Меняются и методы изучения: если ранее семиотика в различных ее изводах была общим языком для специалистов в разных сферах культуры, то теперь она занимает место гораздо более ограниченное (в возобновившейся тартуской серии “Семиотика”, прежде всего), становясь лишь одним из многочисленных языков, которыми пользуются современное литературоведение и культурология. Наконец, отрадно видеть появление новых имен среди уже давно знакомых. При очень напряженной ситуации с молодым литературоведением в России, обращение к прибалтийским изданиям вселяет некоторый осторожный оптимизм, и на этой ноте мы и хотели бы завершить свои заметки.
Примечания
1) Русское национальное меньшинство в Эстонской республике. — Тарту; СПб., 2000. — 448 с. — 500 экз.
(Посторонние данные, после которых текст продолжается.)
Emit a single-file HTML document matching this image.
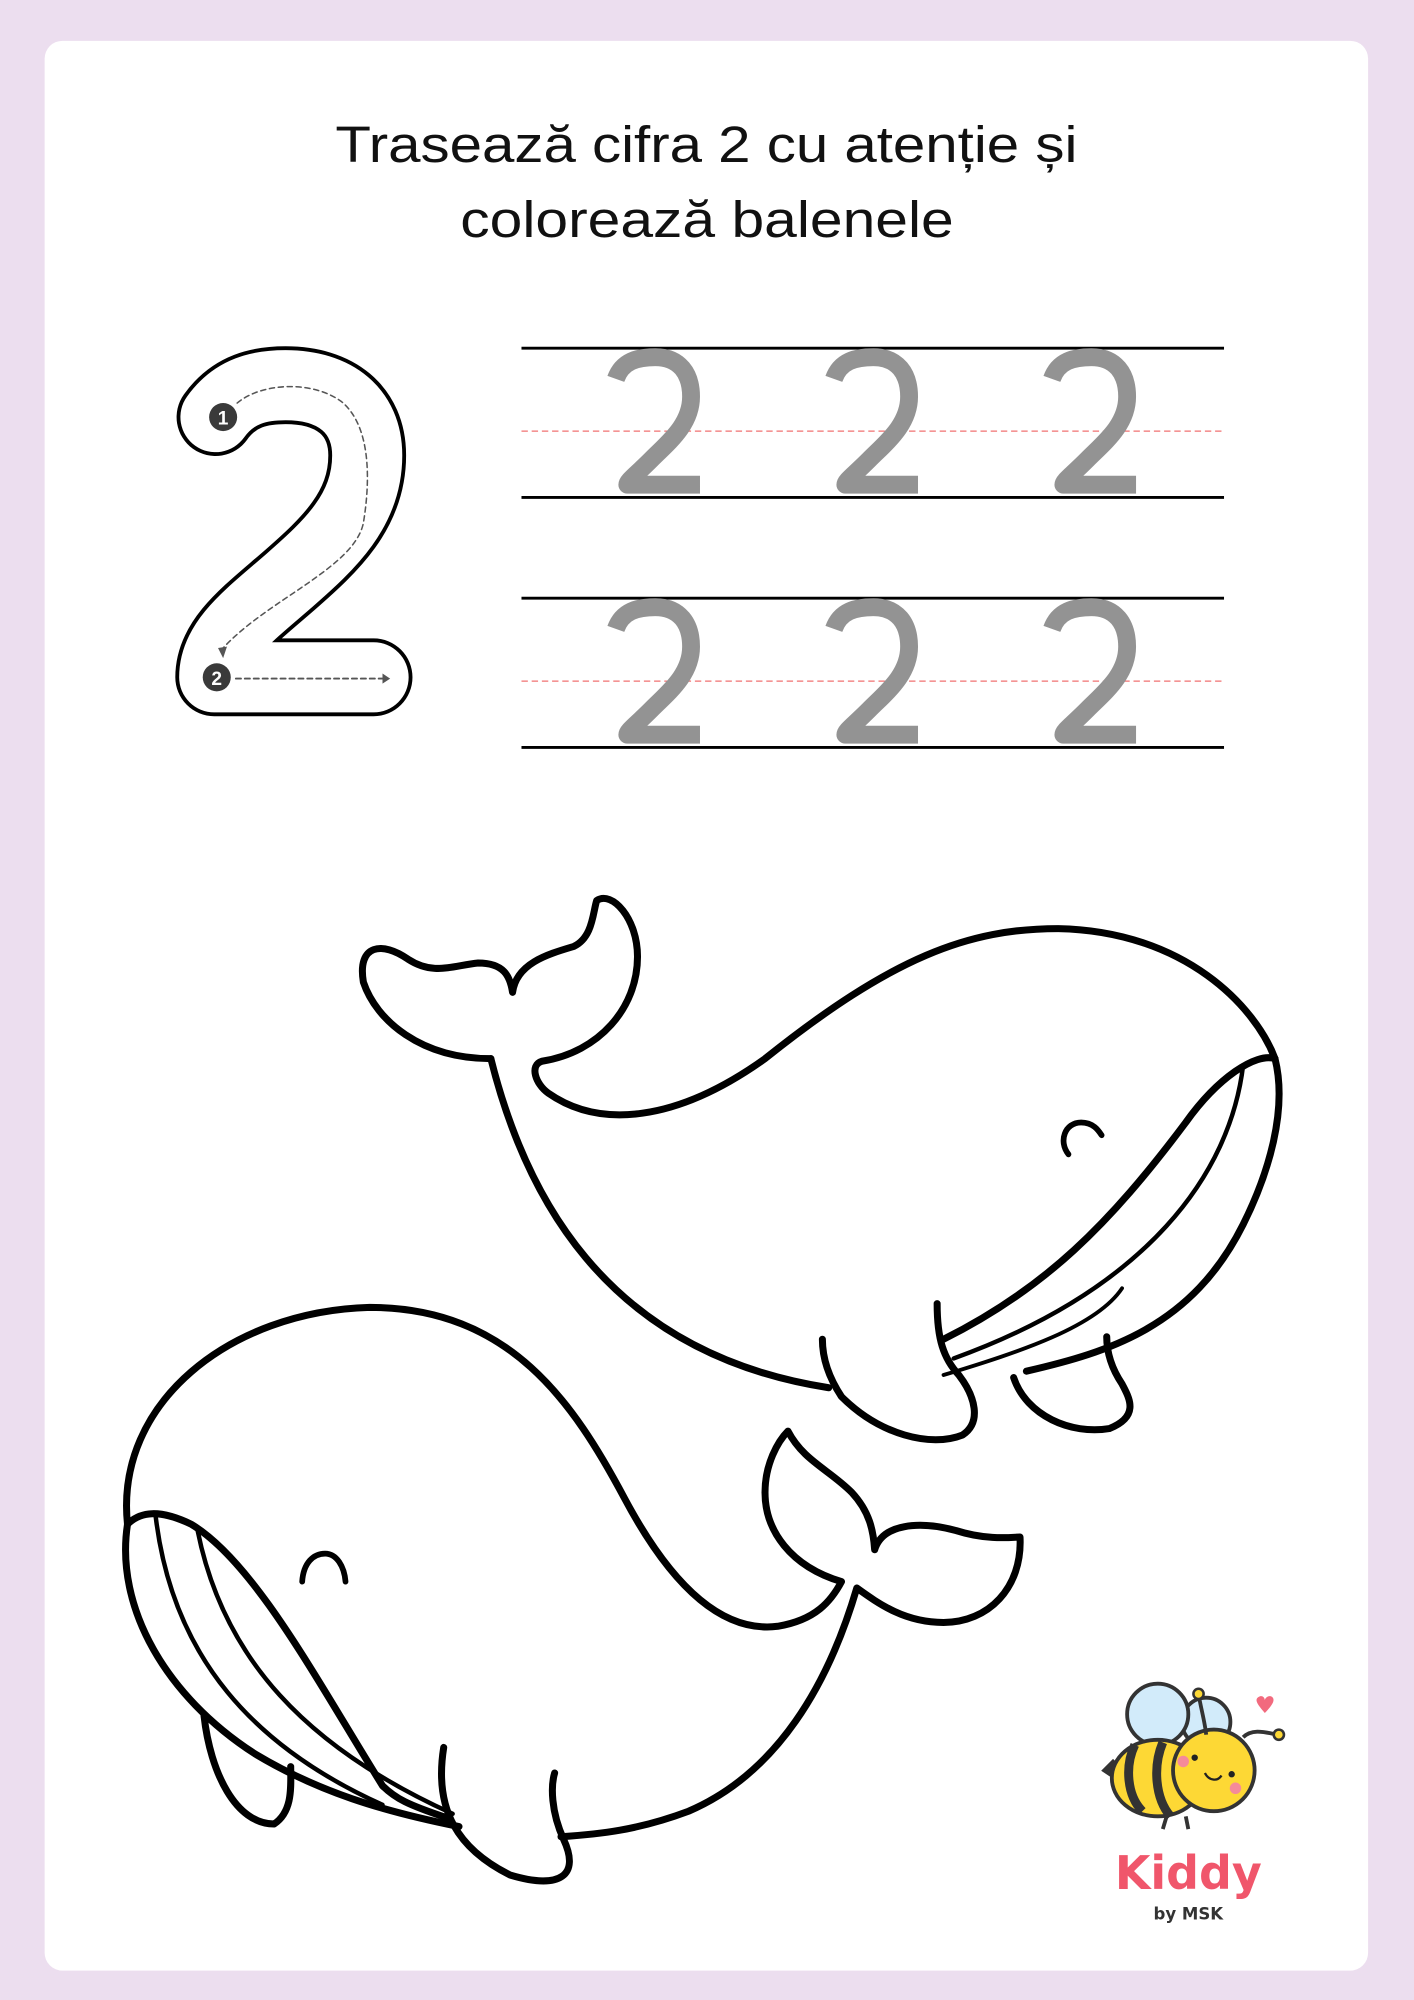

2) Блоковский сборник. Вып. 15. Русский символизм в литературном контексте рубежа XIX—XX вв. — Тарту: Tartu jilikooli kirjastus, 2000. — 248 с.
3) Костанди О. Раннее творчество В. Каверина как литературный и культурный феномен. — Tallinn, 2001. — 142 с.
4) Между Востоком и Западом: Евреи в русской и европейской культуре. — Tallinn, 2000. — 294 с.
5) Studia slavica. Вып. II. Tallinn: TPU kirjastus, 2001. — 348 с.
6) Газета “Сегодня” 1919—1940: Роспись: В 2 т. / Сост. Ю. Абызов. — Рига: Латвийская национальная библиотека, 2001. — 416 с., 386 с.
7) Славянские чтения. I. — Даугавпилс: Изд-во Латгальского культурного центра, 2000. — 230 с. — 300 экз.
8) Евреи в меняющемся мире. Вып. 1—3. Рига, 1996—2000. — 334 с., 472 с., 544 с.